Written exercise
Each line that contains the word "screenshot" counts once; give the total for the records below and nothing else.

Rows from a dataset of pages and code
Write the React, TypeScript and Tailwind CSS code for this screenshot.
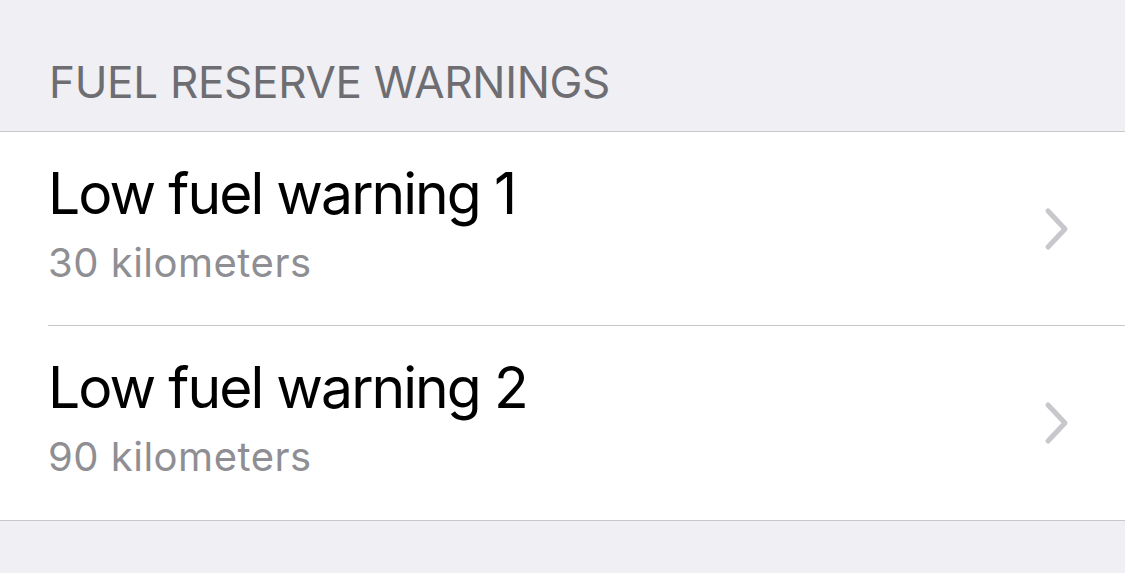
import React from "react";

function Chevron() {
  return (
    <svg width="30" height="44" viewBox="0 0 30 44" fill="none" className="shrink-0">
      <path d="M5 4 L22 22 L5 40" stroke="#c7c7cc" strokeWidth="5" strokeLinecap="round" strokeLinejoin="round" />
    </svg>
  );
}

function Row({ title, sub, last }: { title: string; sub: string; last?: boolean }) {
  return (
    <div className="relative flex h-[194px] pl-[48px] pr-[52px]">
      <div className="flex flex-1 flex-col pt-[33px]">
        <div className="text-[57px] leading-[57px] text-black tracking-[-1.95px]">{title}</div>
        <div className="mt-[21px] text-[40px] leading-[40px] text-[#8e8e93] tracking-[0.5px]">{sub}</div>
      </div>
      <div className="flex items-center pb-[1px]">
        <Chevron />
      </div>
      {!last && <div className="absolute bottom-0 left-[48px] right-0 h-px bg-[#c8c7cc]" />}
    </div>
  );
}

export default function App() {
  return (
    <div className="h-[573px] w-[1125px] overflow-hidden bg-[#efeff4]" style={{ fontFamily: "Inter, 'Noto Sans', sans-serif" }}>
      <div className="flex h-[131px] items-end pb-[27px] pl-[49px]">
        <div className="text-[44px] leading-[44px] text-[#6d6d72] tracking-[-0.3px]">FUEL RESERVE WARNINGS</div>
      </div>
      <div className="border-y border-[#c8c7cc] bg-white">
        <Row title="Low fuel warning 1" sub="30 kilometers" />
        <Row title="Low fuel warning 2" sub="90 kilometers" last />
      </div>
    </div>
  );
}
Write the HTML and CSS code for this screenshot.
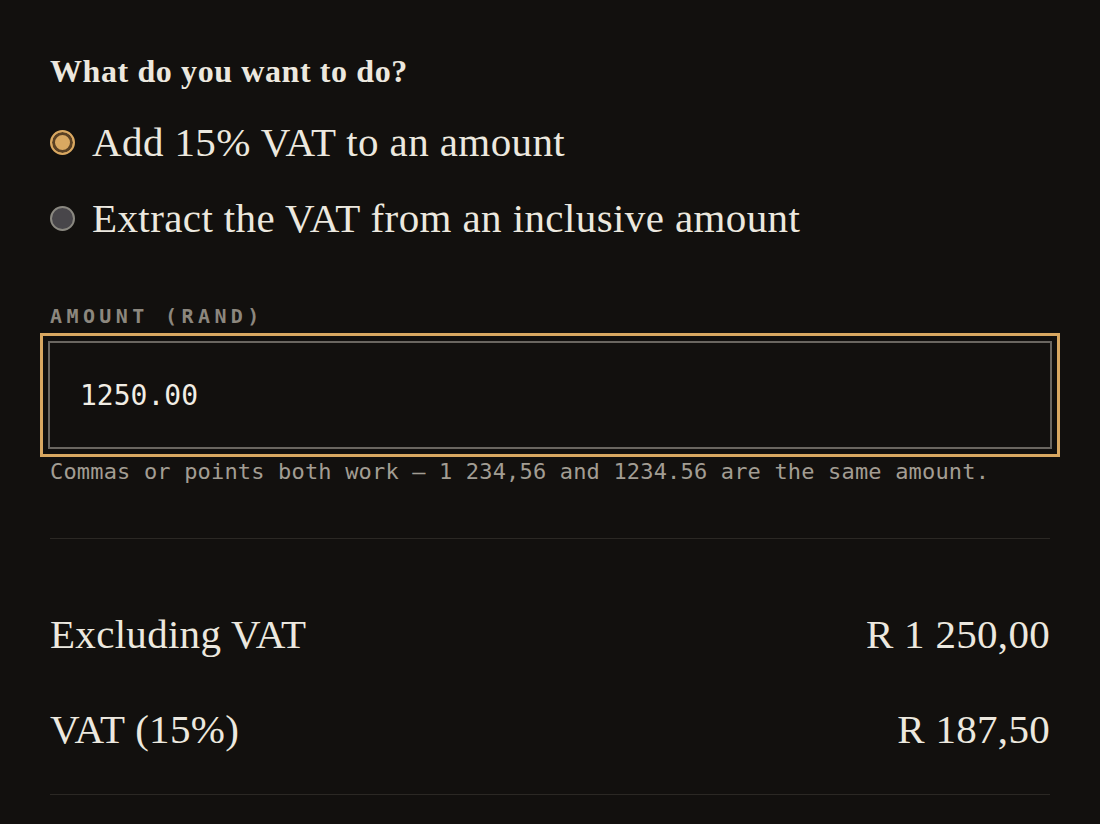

Solution below
2